I've started to put my New York Public library card to good use. Bob read an article in the New York Magazine about Elia Kazan and a new set of DVDs being released of vintage movies he directed. Instead of paying $200 to buy them, we are checking them out from the library. We watched Splendor in the Grass and On the Waterfront. Both great classics and interestingly both have significant religious themes to them. Natalie Wood, Warren Beatty, Marlon Brando---so amazing to see them at the beginning of their careers. I've now requested, A Tree Grows in Brooklyn, East of Eden, and A Face in the Crowd. I also requested Despicable Me, I am 1016th in line for one of 240 copies! When I check in the movies we just watched I will go back at a time when I can take a tour of the library. They have a number of different exhibits featured throughout the library at any given time so I am hoping to get to know my way around the library to take better advantage of all it has to offer.
Today we went to the Whitney Museum of American Art to see an exhibit by Edward Hopper. I've always loved Edward Hopper -- his work is very psychological -- how he depicts isolation and loneliness is powerful and timeless. His use of lighting and depicting everyday American scenes is a wondrous talent. See
http://whitney.org/Exhibitions/ModernLife for more info if interested. While there we also viewed a very unique exhibit by Charles LeDay. He specializes in making highly detailed tiny and endlessly numerous representations of all kinds of pottery, clothing, and other objects. His work is obsessive and amazing and some of it, quite funny with titles of many a play on words. I took a a couple of pictures before I was shut down by the museum security. Check them out to see the level of whimsey and obsessiveness with his work http://whitney.org/Exhibitions/CharlesLeDray. Bob and I very much enjoyed both exhibits, especially the Hopper exhibit.
ceiling lights as you walk into the Whitney foyer
imagines THOUSANDS more of these all individually painted bright colors
and THOUSANDS more painted black
titled Lace Underwear
After the Whitney, we walked to the Metropolitan Museum, they are only about a 10 minute walk apart which is so great. I love the concentration of museums in one area of Manhattan. It would be the one reason I could live on the Upper Eastside. We went to see a furniture exhibit of the works of Charles Rohlfs who preceded and overlapped with Stickley in the arts and crafts movement of furniture design (our Seattle house was of the Craftsmans tradition) http://www.metmuseum.org/special/se_event.asp?OccurrenceId={9FF56D61-D1D2-4050-BD35-37FD804A580D} and the photography exhibit of the works of Stieglitz, Strand, and Steichen
http://www.metmuseum.org/special/se_event.asp?OccurrenceId={EC47F3BF-9FEB-444B-BBF6-E81E4748C49F}
Both were extraordinary in their own way. After viewing such amazing photography it inspires you to want to take pictures. If we could have taken any one of the photos, we would have taken the one by Steichen of the Flatiron building. It's so captures the grandeur and sophistication of New York.

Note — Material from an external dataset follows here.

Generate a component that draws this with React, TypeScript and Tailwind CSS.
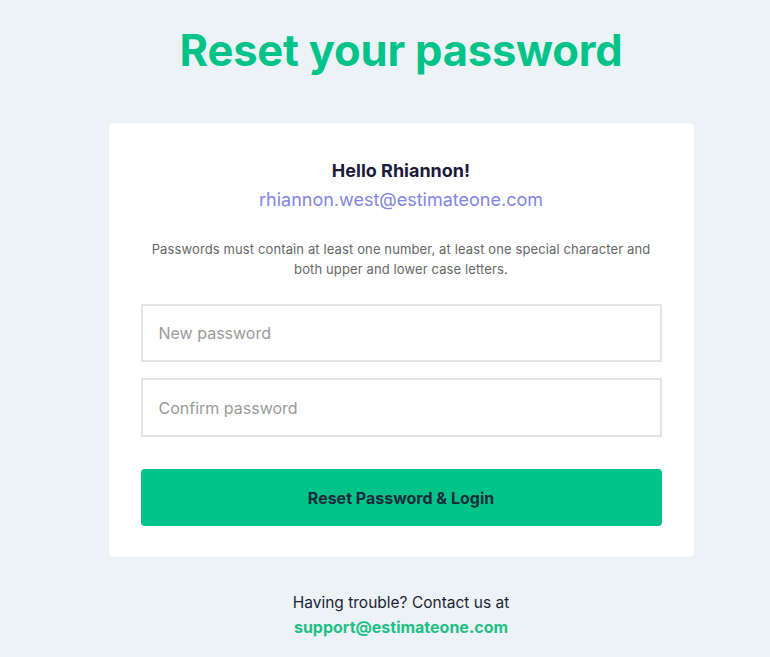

We took the subway to the museums, below are a few shots of the subway and also a look at what's left over of the snowfall and the holidays.
hard to make out but trees and trees lit along Park Avenue
Still dealing with the snow pushed to the curb
Doggies are having a hard time finding a place to do their business
Christmas is OVER! Trees tossed to the curb.
Tomorrow we make our second foray into Brooklyn, though we will essentially cover the same ground--Park Slope area. We are visiting a new New Yorker of two months, Lena May, and her very proud parents.